The fundamentals behind each company paint very different futures.

The second quarter is traditionally a weak period for cable operators, as college students and snowbirds disconnect their service during the summer. The industry also contended with a reinvigorated satellite industry, which aggressively went after cable customers during the quarter and posted strong gains in subscribers at cable’s expense.

Charter was particularly hard hit, losing nearly 59,000 basic cable subscribers and 7,000 digital cable subs. Those losses, coupled with the one-time charge, led the cable operator to lose $416 million, or $1.39 a share, in the second quarter, compared with red ink of $38 million, or 13 cents a share, a year ago. Revenue rose 6 percent to $1.24 billion, driven largely by 58,000 new high-speed data customers added in the period.

“Competition from [direct broadcast satellite], which now is being strengthened by [Regional Bell Operating Co.] distribution, is putting increasing pressure on the basic subscriber line that is likely to continue for the foreseeable future,” said Lara Warner, a cable analyst at Credit Suisse First Boston, commenting on Charter’s results.

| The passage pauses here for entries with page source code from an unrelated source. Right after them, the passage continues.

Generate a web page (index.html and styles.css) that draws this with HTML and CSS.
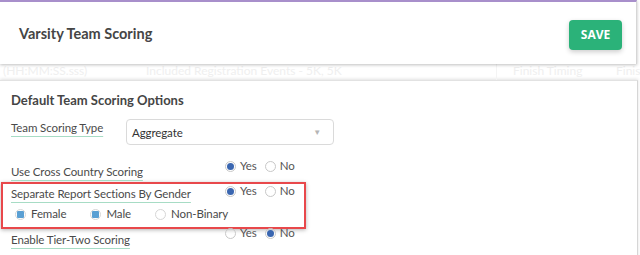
FILE: index.html
```html
<!DOCTYPE html>
<html lang="en">
<head>
    <meta charset="UTF-8">
    <title>Varsity Team Scoring</title>
    <link rel="stylesheet" href="styles.css">
</head>
<body>
  <header class="page-header">
    <h1>Varsity Team Scoring</h1>
    <button class="save">SAVE</button>
  </header>

  <!-- content of the page behind the modal, faded -->
  <div class="behind">
    <span class="b1">(HH:MM:SS.sss)</span>
    <span class="b2">Included Registration Events - 5K, 5K</span>
    <span class="b3">Finish Timing</span>
    <span class="b4">Finish</span>
  </div>

  <section class="panel">
    <h2>Default Team Scoring Options</h2>

    <div class="row row-select">
      <span class="label">Team Scoring Type</span>
      <div class="select">
        <span>Aggregate</span>
        <span class="arrow">&#9660;</span>
      </div>
    </div>

    <div class="row row-cc">
      <span class="label">Use Cross Country Scoring</span>
      <div class="radios">
        <span class="radio on"></span><span class="opt">Yes</span>
        <span class="radio"></span><span class="opt">No</span>
      </div>
    </div>

    <div class="highlight">
      <div class="row">
        <span class="label">Separate Report Sections By Gender</span>
        <div class="radios">
          <span class="radio on"></span><span class="opt">Yes</span>
          <span class="radio"></span><span class="opt">No</span>
        </div>
      </div>
      <div class="genders">
        <span class="check on"></span><span class="opt">Female</span>
        <span class="check on"></span><span class="opt">Male</span>
        <span class="check"></span><span class="opt">Non-Binary</span>
      </div>
    </div>

    <div class="row row-tier">
      <span class="label">Enable Tier-Two Scoring</span>
      <div class="radios">
        <span class="radio"></span><span class="opt">Yes</span>
        <span class="radio on"></span><span class="opt">No</span>
      </div>
    </div>

    <div class="next-input"></div>
  </section>
</body>
</html>
```

FILE: styles.css
```css
* { margin: 0; padding: 0; box-sizing: border-box; }

body {
    font-family: 'Lato', 'Liberation Sans', sans-serif;
    background: #fff;
    color: #4a4a4a;
    width: 640px;
    height: 255px;
    overflow: hidden;
}

/* Шапка */
.page-header {
    display: flex;
    justify-content: space-between;
    align-items: center;
    height: 64px;
    width: 637px;
    padding: 0 14px 0 19px;
    border-top: 2px solid #a88fcb;
    border-right: 1px solid #d6d6d6;
    box-shadow: 0 1px 3px rgba(0, 0, 0, 0.25);
    position: relative;
    z-index: 2;
    background: #fff;
}

.page-header h1 {
    font-size: 14.5px;
    font-weight: 700;
    color: #454545;
    margin-top: 1px;
}

.save {
    font-family: 'Open Sans', sans-serif;
    width: 53px;
    height: 30px;
    background: #2bb279;
    color: #fff;
    border: none;
    border-radius: 4px;
    font-weight: 700;
    font-size: 12px;
    box-shadow: 0 2px 5px rgba(0, 0, 0, 0.2);
    margin-top: 3px;
}

/* Фон за окном */
.behind {
    display: flex;
    height: 16px;
    overflow: hidden;
    font-size: 12px;
    line-height: 14px;
    color: #efefef;
}

.behind span { flex: none; }
.b1 { width: 146px; padding-left: 3px; }
.b2 { width: 350px; }
.b3 { width: 120px; padding-left: 16px; border-left: 1px solid #f4f4f4; }
.b4 { width: 24px; overflow: hidden; }

/* Панель */
.panel {
    width: 638px;
    height: 180px;
    padding: 9px 11px 0;
    border-top: 1px solid #e2e2e2;
    border-right: 1px solid #d6d6d6;
    box-shadow: 0 -1px 3px rgba(0, 0, 0, 0.12);
}

.panel h2 {
    font-size: 13px;
    font-weight: 700;
    color: #454545;
    line-height: 20px;
}

.row {
    display: flex;
    align-items: flex-start;
    font-size: 11.5px;
    letter-spacing: -0.1px;
    height: 25px;
}

.label {
    display: block;
    flex: none;
    width: 214px;
    line-height: 16px;
}

.row .label {
    text-decoration: underline;
    text-decoration-color: #a7dcc5;
    text-underline-offset: 4px;
    text-decoration-thickness: 1px;
    margin-top: 4px;
}

.row-select {
    margin-top: 9px;
    height: 26px;
    align-items: center;
}

.row-select .label {
    width: 115px;
    margin-top: -8px;
}

.select {
    display: flex;
    justify-content: space-between;
    align-items: center;
    width: 208px;
    height: 26px;
    border: 1px solid #dadada;
    border-radius: 4px;
    padding: 0 12px 0 5px;
    font-size: 11.5px;
    color: #333;
}

.arrow {
    font-size: 8px;
    color: #b5b5b5;
}

.radios {
    display: flex;
    align-items: center;
    line-height: 14px;
    color: #555;
}

.opt { margin: 0 8px 0 4px; }

.row-cc { margin-top: 15px; }
.row-cc .radios { margin-top: -1px; }

.radio {
    width: 11px;
    height: 11px;
    border: 1px solid #c8c8c8;
    border-radius: 50%;
    display: inline-flex;
    align-items: center;
    justify-content: center;
}

.radio.on::after {
    content: "";
    width: 7px;
    height: 7px;
    border-radius: 50%;
    background: #3a66b0;
}

/* Красная рамка */
.highlight {
    margin: -3px 0 0 -10px;
    width: 305px;
    height: 47px;
    border: 2px solid #e8484b;
    box-shadow: 0 1px 4px rgba(0, 0, 0, 0.3);
    padding: 0 0 0 8px;
}

.highlight .row { height: 22px; }
.highlight .row .label { margin-top: 2px; }
.highlight .radios { margin-top: 0; }

.genders {
    display: flex;
    align-items: center;
    font-size: 11.5px;
    letter-spacing: -0.1px;
    line-height: 16px;
    padding-left: 4px;
}

.genders .opt { margin: 0 24px 0 5px; }

.check {
    width: 11px;
    height: 11px;
    border: 1px solid #d6d6d6;
    border-radius: 50%;
    display: inline-flex;
    align-items: center;
    justify-content: center;
}

.check.on::after {
    content: "";
    width: 7px;
    height: 7px;
    background: #5a9fd3;
    border-radius: 1px;
}

.row-tier { margin-top: -1px; }
.row-tier .radios { margin-top: -2px; }

.next-input {
    margin: 5px 0 0 214px;
    width: 406px;
    height: 10px;
    border: 1px solid #dadada;
    border-radius: 4px;
}
```
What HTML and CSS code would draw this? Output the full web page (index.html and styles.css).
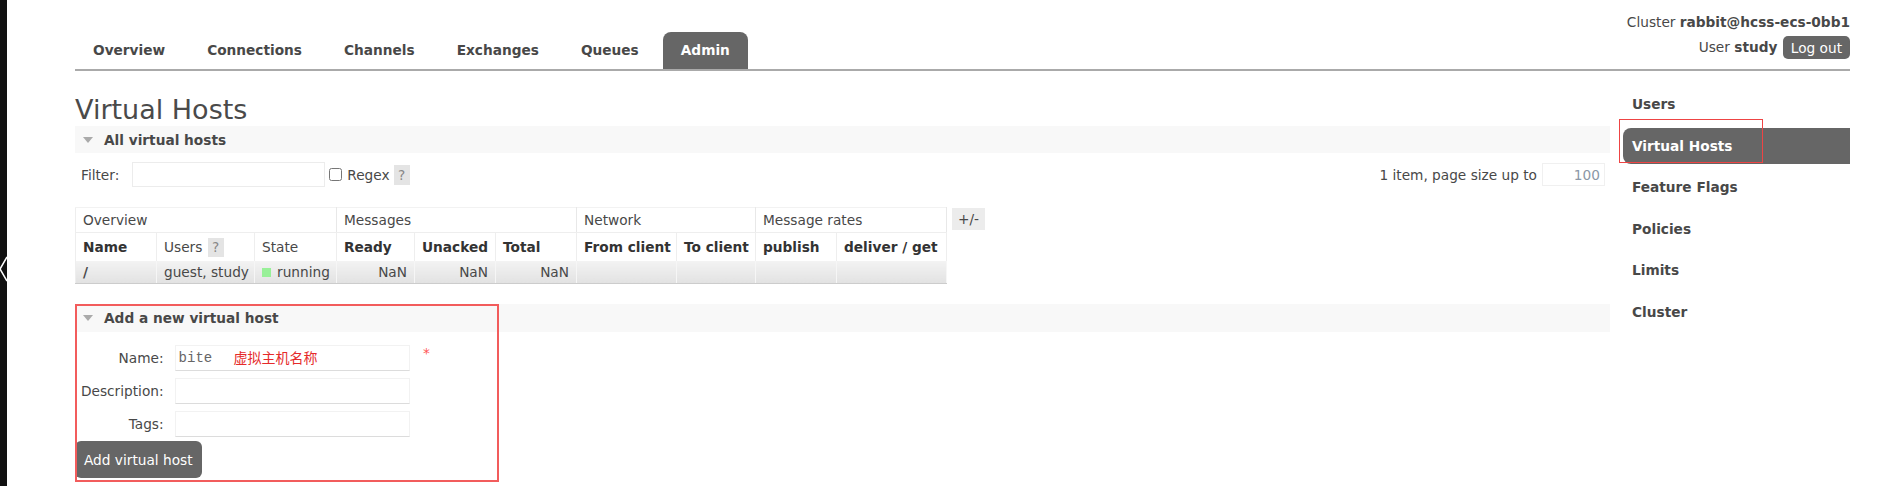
FILE: index.html
```html
<!DOCTYPE html>
<html>
<head>
    <title>RabbitMQ Management</title>
    <link rel="stylesheet" href="styles.css">
</head>
<body>
<div class="edge">
    <svg class="chevron" width="8" height="28" viewBox="0 0 8 28"><polyline points="7,2 0,14 7,26" fill="none" stroke="#fff" stroke-width="1.5"/></svg>
</div>
<div class="page">
    <div class="header">
        <ul class="tabs">
            <li><a>Overview</a></li>
            <li><a>Connections</a></li>
            <li><a>Channels</a></li>
            <li><a>Exchanges</a></li>
            <li><a>Queues</a></li>
            <li class="selected"><a>Admin</a></li>
        </ul>
        <div class="login">
            <p class="cluster">Cluster <b>rabbit@hcss-ecs-0bb1</b></p>
            <p class="user">User <b>study</b> <button class="logout">Log out</button></p>
        </div>
    </div>

    <div class="main">
        <div class="content">
            <h1>Virtual Hosts</h1>

            <div class="section">
                <h2><span class="arrow"></span>All virtual hosts</h2>
                <div class="filter-row">
                    <div class="filter">
                        <label>Filter:</label>
                        <input type="text" class="filter-input">
                        <input type="checkbox" class="regex-box">
                        <label class="regex">Regex</label>
                        <span class="help">?</span>
                    </div>
                    <div class="paging">
                        1 item, page size up to
                        <input type="text" class="page-size" value="100">
                    </div>
                </div>

                <div class="table-wrap">
                    <table class="list">
                        <colgroup>
                            <col style="width: 81px">
                            <col style="width: 98px">
                            <col style="width: 82px">
                            <col style="width: 78px">
                            <col style="width: 81px">
                            <col style="width: 81px">
                            <col style="width: 100px">
                            <col style="width: 79px">
                            <col style="width: 81px">
                            <col style="width: 110px">
                        </colgroup>
                        <tr class="group">
                            <th colspan="3">Overview</th>
                            <th colspan="3">Messages</th>
                            <th colspan="2">Network</th>
                            <th colspan="2">Message rates</th>
                        </tr>
                        <tr class="cols">
                            <th class="sort">Name</th>
                            <th>Users <span class="help">?</span></th>
                            <th>State</th>
                            <th class="sort">Ready</th>
                            <th class="sort">Unacked</th>
                            <th class="sort">Total</th>
                            <th class="sort">From client</th>
                            <th class="sort">To client</th>
                            <th class="sort">publish</th>
                            <th class="sort">deliver / get</th>
                        </tr>
                        <tr class="row">
                            <td><b>/</b></td>
                            <td>guest, study</td>
                            <td><span class="running"></span>running</td>
                            <td class="num">NaN</td>
                            <td class="num">NaN</td>
                            <td class="num">NaN</td>
                            <td></td>
                            <td></td>
                            <td></td>
                            <td></td>
                        </tr>
                    </table>
                    <span class="plusminus">+/-</span>
                </div>
            </div>

            <div class="section add">
                <h2><span class="arrow"></span>Add a new virtual host</h2>
                <form onsubmit="return false">
                    <table class="form">
                        <tr>
                            <th>Name:</th>
                            <td>
                                <span class="field">
                                    <input type="text" class="name-input" value="bite">
                                    <span class="note">虚拟主机名称</span>
                                </span>
                                <span class="mand">*</span>
                            </td>
                        </tr>
                        <tr>
                            <th>Description:</th>
                            <td><input type="text"></td>
                        </tr>
                        <tr>
                            <th>Tags:</th>
                            <td><input type="text"></td>
                        </tr>
                    </table>
                    <button type="submit" class="action">Add virtual host</button>
                </form>
                <div class="mark mark-form"></div>
            </div>
        </div>

        <ul class="nav">
            <li>Users</li>
            <li class="selected">Virtual Hosts<span class="mark mark-nav"></span></li>
            <li>Feature Flags</li>
            <li>Policies</li>
            <li>Limits</li>
            <li>Cluster</li>
        </ul>
    </div>
</div>
</body>
</html>
```

FILE: styles.css
```css
body {
    margin: 0;
    display: flex;
    min-height: 100vh;
    background-color: #fff;
    color: #484848;
    font-family: "DejaVu Sans", Verdana, sans-serif;
    font-size: 13.7px;
}

.edge {
    width: 7px;
    background-color: #111;
    padding-top: 255px;
    overflow: hidden;
}

.chevron {
    display: block;
}

.page {
    flex: 1;
    padding: 0 37px 0 68px;
}

/* top bar */

.header {
    display: flex;
    justify-content: space-between;
    align-items: flex-end;
    border-bottom: 2px solid #aaa;
}

.tabs {
    display: flex;
    gap: 6px;
    margin: 0;
    padding: 0;
    list-style: none;
}

.tabs a {
    display: block;
    padding: 10px 18px 11px;
    line-height: 16px;
    font-weight: bold;
    color: #484848;
}

.tabs .selected a {
    background-color: #666;
    color: #fff;
    border-radius: 8px 8px 0 0;
}

.login {
    padding-top: 14px;
    margin-bottom: 10px;
    text-align: right;
}

.login p {
    margin: 0;
}

.cluster {
    line-height: 16px;
    margin-bottom: 6px !important;
}

.user {
    line-height: 23px;
}

.logout {
    height: 23px;
    padding: 0 8px;
    margin-left: 1px;
    border: none;
    border-radius: 5px;
    background-color: #666;
    color: #fff;
    font-family: inherit;
    font-size: 13.7px;
    vertical-align: top;
}

/* main area */

.main {
    display: flex;
}

.content {
    flex: 1;
    padding-top: 23px;
}

h1 {
    margin: 0 0 1px;
    font-size: 27px;
    font-weight: normal;
    line-height: 31px;
    color: #4a4a4a;
}

.section {
    position: relative;
}

h2 {
    display: flex;
    align-items: center;
    height: 27px;
    margin: 0;
    padding-left: 8px;
    background-color: #f8f8f8;
    font-size: 13.7px;
    font-weight: bold;
}

.arrow {
    width: 0;
    height: 0;
    margin-right: 11px;
    border-left: 5px solid transparent;
    border-right: 5px solid transparent;
    border-top: 6px solid #aaa;
}

.filter-row {
    display: flex;
    justify-content: space-between;
    align-items: center;
    height: 27px;
    margin-top: 8px;
}

.filter {
    display: flex;
    align-items: center;
    padding-left: 6px;
}

input[type=text] {
    box-sizing: border-box;
    border: 1px solid #ececec;
    background-color: #fff;
    font-family: inherit;
    font-size: 13.7px;
    outline: none;
}

.filter-input {
    width: 193px;
    height: 25px;
    margin: 0 0 0 13px;
}

.regex-box {
    width: 13px;
    height: 13px;
    margin: 0 5px 0 4px;
}

.help {
    display: inline-block;
    width: 16px;
    height: 20px;
    margin-left: 4px;
    background-color: #e4e4e4;
    color: #888;
    text-align: center;
    line-height: 20px;
    font-weight: normal;
}

.paging {
    display: flex;
    align-items: center;
    margin-right: 5px;
}

.page-size {
    width: 63px;
    height: 23px;
    margin-left: 5px;
    text-align: right;
    color: #8b97a6;
    border-color: #f0f0f0 !important;
    padding-right: 4px;
}

/* vhost table */

.table-wrap {
    display: flex;
    align-items: flex-start;
    margin-top: 19px;
}

.list {
    width: 871px;
    table-layout: fixed;
    border-collapse: collapse;
    border-left: 1px solid #eee;
    border-top: 1px solid #f2f2f2;
    font-size: 13.7px;
}

.list th,
.list td {
    padding: 0 7px;
    text-align: left;
    white-space: nowrap;
    overflow: hidden;
}

.list .group th {
    height: 24px;
    font-weight: normal;
    border-right: 1px solid #e8e8e8;
    border-bottom: 1px solid #eee;
}

.list .cols th {
    height: 28px;
    font-weight: normal;
    border-right: 1px solid #eee;
}

.list .cols th.sort {
    font-weight: bold;
    color: #333;
}

.list .cols .help {
    height: 19px;
    line-height: 19px;
    margin-left: 1px;
}

.list .row td {
    height: 22px;
    background: linear-gradient(#f3f3f3, #e2e2e2);
    border-right: 1px solid #f6f6f6;
    border-bottom: 1px solid #ccc;
}

.list td.num {
    text-align: right;
}

.running {
    display: inline-block;
    width: 9px;
    height: 9px;
    margin-right: 6px;
    background-color: #98f098;
}

.plusminus {
    width: 33px;
    height: 22px;
    margin: 1px 0 0 5px;
    background-color: #ececec;
    text-align: center;
    line-height: 22px;
}

/* add form */

.add {
    margin-top: 20px;
}

.add h2 {
    height: 28px;
}

form {
    padding-top: 9px;
}

.form {
    border-collapse: collapse;
}

.form th {
    height: 33px;
    padding: 0 11px 0 6px;
    text-align: right;
    font-weight: normal;
}

.form td {
    padding: 0;
    white-space: nowrap;
}

.form input[type=text] {
    width: 235px;
    height: 26px;
    border-color: #f2f2f2;
    border-bottom-color: #dcdcdc;
    vertical-align: middle;
}

.field {
    position: relative;
    display: inline-block;
    vertical-align: middle;
}

.form .name-input {
    padding-left: 3px;
    font-family: "Liberation Mono", monospace;
    font-size: 14px;
    color: #666;
}

.note {
    position: absolute;
    left: 59px;
    top: 3px;
    color: #e52a2a;
    font-family: "Noto Sans CJK SC", sans-serif;
    font-size: 14px;
    line-height: 18px;
}

.mand {
    margin-left: 9px;
    color: #f55;
    vertical-align: 4px;
}

.action {
    height: 37px;
    margin-top: 1px;
    padding: 0 9px;
    border: none;
    border-radius: 6px;
    background-color: #666;
    color: #fff;
    font-family: inherit;
    font-size: 13.7px;
}

/* sidebar */

.nav {
    width: 227px;
    margin: 0 0 0 13px;
    padding: 15px 0 0;
    list-style: none;
}

.nav li {
    position: relative;
    height: 36px;
    margin-bottom: 5.5px;
    padding-left: 9px;
    line-height: 36px;
    font-weight: bold;
}

.nav .selected {
    background-color: #666;
    color: #fff;
    border-radius: 8px 0 0 8px;
}

/* red annotation boxes */

.mark {
    position: absolute;
    box-sizing: border-box;
    border: 2px solid #f25c5c;
}

.mark-form {
    left: 0;
    top: 0;
    width: 424px;
    height: 178px;
}

.mark-nav {
    left: -4px;
    top: -9px;
    width: 144px;
    height: 44px;
    border-width: 1.5px;
    border-color: #ee4444;
}
```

By contrast, Cablevision managed to defy the odds by booking stronger-than-expected subscriber gains in its basic and digital cable services, which led the company to raise its guidance for the full year. In the June quarter, Cablevision added 110,000 digital cable subscribers and 7,500 basic subs, as well as 50,000 high-speed data customers and 45,000 cable-based phone customers.

Because of that one-time charge, Cablevision swung to a second-quarter loss of $187.1 million, or 65 cents a share, compared with a year-earlier profit of $158.3 million, or 54 cents a share.

Revenue soared 25 percent to $1.2 billion, driven by gains at the company’s core cable business and affiliate and advertising revenue increases at the company’s programming unit Rainbow Media.

Alan Bezoza, an analyst at Friedman Billings Ramsey, said the results “reflect solid execution of [Cablevision’s] cable operations’ business plan against a backdrop of growing competition.”